Data section:
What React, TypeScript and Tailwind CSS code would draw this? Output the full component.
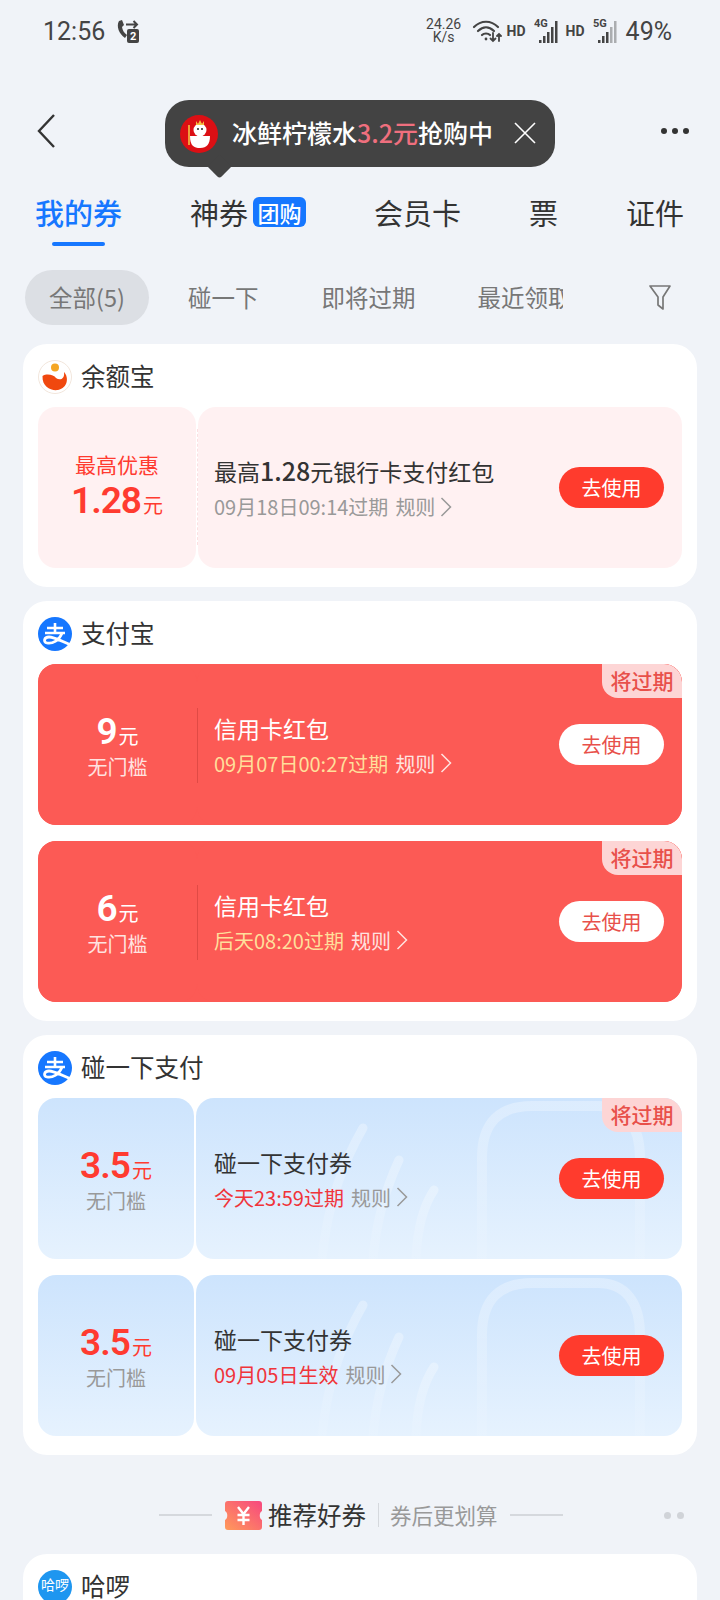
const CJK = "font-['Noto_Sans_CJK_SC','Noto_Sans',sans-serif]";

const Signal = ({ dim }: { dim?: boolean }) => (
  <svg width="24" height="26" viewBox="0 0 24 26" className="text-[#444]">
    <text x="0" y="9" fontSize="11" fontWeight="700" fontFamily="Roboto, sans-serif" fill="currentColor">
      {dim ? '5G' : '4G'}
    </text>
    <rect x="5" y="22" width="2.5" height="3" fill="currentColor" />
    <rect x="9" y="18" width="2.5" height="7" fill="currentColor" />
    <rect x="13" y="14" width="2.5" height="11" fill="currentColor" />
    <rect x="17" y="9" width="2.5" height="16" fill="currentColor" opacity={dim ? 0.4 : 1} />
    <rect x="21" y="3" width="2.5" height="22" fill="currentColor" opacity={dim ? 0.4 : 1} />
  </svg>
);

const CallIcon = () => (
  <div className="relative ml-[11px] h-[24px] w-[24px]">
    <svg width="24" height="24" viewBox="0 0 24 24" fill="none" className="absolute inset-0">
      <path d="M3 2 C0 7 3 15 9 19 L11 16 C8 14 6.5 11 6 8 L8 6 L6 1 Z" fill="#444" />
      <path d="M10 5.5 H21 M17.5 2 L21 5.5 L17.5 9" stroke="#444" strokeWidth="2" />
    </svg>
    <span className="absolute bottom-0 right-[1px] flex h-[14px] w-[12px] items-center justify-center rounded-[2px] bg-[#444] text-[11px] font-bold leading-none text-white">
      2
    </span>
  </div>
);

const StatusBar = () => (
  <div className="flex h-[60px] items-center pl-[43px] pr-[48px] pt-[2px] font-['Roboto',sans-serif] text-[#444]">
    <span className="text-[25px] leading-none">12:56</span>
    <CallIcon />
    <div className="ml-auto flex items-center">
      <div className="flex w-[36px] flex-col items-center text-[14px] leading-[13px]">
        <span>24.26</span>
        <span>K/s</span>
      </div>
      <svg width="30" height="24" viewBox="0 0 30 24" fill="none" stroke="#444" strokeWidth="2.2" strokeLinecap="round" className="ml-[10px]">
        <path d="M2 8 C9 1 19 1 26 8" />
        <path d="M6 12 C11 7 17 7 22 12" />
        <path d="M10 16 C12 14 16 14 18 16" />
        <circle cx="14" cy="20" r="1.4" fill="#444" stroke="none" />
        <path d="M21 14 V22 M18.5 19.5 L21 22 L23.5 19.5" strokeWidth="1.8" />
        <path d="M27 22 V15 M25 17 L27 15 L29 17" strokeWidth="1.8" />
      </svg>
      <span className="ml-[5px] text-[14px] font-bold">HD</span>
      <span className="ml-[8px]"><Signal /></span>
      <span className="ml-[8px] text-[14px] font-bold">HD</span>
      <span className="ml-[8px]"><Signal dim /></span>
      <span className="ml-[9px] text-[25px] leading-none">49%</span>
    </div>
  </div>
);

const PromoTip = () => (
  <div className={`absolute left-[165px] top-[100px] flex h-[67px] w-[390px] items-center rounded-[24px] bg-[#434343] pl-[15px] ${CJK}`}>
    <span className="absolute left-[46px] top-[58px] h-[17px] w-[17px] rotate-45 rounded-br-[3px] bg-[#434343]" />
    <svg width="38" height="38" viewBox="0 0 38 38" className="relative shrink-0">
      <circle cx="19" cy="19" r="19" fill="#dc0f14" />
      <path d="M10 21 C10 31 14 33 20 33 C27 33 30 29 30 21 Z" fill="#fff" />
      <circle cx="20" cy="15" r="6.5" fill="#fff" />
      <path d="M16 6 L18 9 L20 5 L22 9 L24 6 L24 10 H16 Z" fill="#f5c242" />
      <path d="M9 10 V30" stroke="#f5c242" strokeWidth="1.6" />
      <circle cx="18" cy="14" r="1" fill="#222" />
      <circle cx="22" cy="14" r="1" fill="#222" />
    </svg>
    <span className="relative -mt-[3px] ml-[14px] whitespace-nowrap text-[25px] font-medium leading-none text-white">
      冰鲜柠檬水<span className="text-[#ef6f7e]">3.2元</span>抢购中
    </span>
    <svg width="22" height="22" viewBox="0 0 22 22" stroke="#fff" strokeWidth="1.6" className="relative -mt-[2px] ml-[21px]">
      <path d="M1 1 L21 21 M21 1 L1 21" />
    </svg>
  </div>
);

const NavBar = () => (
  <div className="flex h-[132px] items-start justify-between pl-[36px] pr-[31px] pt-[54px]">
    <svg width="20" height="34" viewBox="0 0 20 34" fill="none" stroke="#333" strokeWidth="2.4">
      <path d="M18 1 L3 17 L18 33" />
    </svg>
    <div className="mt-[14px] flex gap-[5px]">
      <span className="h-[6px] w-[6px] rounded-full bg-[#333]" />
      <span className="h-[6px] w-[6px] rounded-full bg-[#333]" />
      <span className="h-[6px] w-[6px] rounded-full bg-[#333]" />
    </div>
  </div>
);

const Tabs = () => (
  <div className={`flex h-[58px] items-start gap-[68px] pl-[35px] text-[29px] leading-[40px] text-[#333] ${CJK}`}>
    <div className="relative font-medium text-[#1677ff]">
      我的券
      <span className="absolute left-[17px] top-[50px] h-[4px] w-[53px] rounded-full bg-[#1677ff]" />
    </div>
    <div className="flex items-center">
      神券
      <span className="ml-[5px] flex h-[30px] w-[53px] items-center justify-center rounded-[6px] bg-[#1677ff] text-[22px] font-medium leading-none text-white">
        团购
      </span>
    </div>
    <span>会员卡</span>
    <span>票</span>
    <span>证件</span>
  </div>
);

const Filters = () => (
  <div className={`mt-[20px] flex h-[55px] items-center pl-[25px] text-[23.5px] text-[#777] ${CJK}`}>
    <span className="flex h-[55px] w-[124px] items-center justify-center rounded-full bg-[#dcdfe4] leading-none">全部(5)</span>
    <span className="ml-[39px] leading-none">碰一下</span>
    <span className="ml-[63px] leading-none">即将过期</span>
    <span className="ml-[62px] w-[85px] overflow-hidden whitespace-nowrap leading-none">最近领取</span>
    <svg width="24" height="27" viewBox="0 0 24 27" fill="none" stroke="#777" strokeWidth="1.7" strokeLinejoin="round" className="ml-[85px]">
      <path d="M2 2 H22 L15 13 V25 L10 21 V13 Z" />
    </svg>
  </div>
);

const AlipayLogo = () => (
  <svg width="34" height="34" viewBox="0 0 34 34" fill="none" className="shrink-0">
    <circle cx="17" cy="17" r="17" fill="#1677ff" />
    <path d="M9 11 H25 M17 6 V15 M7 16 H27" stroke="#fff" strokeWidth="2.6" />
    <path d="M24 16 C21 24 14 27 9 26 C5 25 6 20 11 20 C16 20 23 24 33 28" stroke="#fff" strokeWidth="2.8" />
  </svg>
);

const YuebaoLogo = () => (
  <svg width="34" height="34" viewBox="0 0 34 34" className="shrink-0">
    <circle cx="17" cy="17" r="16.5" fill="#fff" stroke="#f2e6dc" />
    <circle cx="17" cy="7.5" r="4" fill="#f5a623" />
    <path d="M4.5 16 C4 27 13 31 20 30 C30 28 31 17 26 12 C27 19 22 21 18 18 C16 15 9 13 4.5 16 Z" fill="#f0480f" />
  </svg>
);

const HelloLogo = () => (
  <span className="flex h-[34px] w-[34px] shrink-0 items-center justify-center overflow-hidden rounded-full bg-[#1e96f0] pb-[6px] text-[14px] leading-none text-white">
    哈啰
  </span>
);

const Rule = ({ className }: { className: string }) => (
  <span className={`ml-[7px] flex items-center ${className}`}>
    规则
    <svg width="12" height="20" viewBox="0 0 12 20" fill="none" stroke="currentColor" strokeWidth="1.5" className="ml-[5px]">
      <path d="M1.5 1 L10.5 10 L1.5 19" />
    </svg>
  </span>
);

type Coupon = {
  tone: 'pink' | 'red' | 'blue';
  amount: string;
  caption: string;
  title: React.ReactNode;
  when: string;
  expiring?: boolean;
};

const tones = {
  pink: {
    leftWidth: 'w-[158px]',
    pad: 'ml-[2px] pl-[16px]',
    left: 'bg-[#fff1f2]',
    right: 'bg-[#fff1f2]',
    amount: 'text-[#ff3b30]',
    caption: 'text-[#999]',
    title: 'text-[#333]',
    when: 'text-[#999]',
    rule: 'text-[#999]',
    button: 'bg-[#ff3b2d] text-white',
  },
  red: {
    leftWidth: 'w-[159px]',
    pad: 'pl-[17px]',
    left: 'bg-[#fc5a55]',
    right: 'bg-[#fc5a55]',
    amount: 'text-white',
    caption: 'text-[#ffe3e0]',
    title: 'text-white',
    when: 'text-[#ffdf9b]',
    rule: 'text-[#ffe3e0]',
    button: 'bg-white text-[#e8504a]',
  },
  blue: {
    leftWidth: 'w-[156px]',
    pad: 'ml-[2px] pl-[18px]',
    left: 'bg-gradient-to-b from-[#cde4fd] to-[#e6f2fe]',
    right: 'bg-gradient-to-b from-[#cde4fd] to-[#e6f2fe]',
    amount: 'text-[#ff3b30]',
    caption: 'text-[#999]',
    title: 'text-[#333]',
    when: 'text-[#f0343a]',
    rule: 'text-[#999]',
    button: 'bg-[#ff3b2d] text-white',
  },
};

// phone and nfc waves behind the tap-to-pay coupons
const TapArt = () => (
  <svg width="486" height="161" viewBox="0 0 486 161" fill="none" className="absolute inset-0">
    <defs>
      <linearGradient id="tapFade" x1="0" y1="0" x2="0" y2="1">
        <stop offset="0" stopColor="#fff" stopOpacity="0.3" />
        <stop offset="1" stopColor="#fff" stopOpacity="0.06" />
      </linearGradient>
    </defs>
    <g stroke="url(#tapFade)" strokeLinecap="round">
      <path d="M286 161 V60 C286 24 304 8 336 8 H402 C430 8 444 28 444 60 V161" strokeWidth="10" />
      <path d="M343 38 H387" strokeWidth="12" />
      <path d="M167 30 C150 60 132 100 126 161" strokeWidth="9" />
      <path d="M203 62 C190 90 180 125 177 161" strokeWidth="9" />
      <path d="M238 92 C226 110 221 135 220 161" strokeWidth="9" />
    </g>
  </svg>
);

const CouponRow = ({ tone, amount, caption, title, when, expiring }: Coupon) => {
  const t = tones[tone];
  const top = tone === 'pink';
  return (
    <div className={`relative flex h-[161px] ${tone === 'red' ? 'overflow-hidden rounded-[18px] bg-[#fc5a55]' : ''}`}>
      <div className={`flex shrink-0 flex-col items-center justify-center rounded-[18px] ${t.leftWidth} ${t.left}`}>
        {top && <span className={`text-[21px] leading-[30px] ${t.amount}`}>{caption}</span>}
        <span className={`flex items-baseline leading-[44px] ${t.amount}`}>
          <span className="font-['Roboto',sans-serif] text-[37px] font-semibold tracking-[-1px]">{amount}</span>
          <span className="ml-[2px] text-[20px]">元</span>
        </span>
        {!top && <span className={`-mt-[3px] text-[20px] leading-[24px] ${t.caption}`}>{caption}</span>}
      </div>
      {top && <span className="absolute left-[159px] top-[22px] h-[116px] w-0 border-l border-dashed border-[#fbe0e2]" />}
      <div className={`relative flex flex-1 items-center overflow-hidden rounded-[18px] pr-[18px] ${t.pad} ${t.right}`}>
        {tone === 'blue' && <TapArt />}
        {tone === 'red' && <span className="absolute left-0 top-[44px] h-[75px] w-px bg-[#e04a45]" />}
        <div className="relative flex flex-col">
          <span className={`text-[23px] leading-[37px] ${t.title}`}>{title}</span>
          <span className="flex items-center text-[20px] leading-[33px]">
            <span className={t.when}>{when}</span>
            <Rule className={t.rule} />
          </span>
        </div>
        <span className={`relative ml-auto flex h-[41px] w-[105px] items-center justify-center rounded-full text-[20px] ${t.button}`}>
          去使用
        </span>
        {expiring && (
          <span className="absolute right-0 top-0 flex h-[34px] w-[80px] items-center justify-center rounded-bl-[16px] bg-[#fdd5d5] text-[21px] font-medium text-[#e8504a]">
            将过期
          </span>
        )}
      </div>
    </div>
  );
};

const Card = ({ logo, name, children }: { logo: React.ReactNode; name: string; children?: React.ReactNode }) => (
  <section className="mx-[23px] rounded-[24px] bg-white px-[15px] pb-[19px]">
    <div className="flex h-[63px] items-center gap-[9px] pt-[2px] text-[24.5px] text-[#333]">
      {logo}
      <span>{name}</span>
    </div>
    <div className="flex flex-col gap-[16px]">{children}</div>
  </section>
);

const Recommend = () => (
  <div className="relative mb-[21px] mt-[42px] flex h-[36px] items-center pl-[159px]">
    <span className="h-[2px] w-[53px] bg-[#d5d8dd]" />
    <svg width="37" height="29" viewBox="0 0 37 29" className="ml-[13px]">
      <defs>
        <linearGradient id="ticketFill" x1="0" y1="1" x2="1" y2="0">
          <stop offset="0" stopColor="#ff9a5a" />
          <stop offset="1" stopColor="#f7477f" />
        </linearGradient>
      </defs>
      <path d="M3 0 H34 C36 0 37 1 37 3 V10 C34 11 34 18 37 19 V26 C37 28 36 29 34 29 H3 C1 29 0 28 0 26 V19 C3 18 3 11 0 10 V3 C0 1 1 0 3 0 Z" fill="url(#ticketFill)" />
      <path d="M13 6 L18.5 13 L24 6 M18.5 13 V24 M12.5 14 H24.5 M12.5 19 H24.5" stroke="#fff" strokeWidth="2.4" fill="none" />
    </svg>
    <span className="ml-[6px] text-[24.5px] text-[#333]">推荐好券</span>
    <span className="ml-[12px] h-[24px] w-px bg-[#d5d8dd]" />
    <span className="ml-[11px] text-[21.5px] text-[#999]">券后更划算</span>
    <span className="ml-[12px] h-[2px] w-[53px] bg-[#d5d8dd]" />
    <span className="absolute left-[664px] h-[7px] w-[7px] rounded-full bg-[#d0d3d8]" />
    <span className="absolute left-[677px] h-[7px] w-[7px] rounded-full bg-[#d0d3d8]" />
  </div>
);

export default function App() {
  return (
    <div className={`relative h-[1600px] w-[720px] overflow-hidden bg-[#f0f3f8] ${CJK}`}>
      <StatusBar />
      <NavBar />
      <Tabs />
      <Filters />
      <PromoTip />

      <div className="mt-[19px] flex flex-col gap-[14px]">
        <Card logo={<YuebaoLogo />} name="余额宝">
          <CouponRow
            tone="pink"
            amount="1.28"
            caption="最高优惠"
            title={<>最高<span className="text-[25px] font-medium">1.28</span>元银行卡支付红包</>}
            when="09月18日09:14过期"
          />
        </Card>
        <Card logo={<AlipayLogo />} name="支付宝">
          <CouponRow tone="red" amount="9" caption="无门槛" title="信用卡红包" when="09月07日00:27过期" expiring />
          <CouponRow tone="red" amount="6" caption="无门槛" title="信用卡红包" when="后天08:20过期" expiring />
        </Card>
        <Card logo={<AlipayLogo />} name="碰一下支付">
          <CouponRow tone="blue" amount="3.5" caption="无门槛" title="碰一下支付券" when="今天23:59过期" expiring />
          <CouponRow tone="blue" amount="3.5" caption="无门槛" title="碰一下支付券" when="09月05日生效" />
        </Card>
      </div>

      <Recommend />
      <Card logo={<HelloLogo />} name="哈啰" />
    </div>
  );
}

Written request: Which lines contain "React"? Show each of them.

Exercise response:
What React, TypeScript and Tailwind CSS code would draw this? Output the full component.
  title: React.ReactNode;
const Card = ({ logo, name, children }: { logo: React.ReactNode; name: string; children?: React.ReactNode }) => (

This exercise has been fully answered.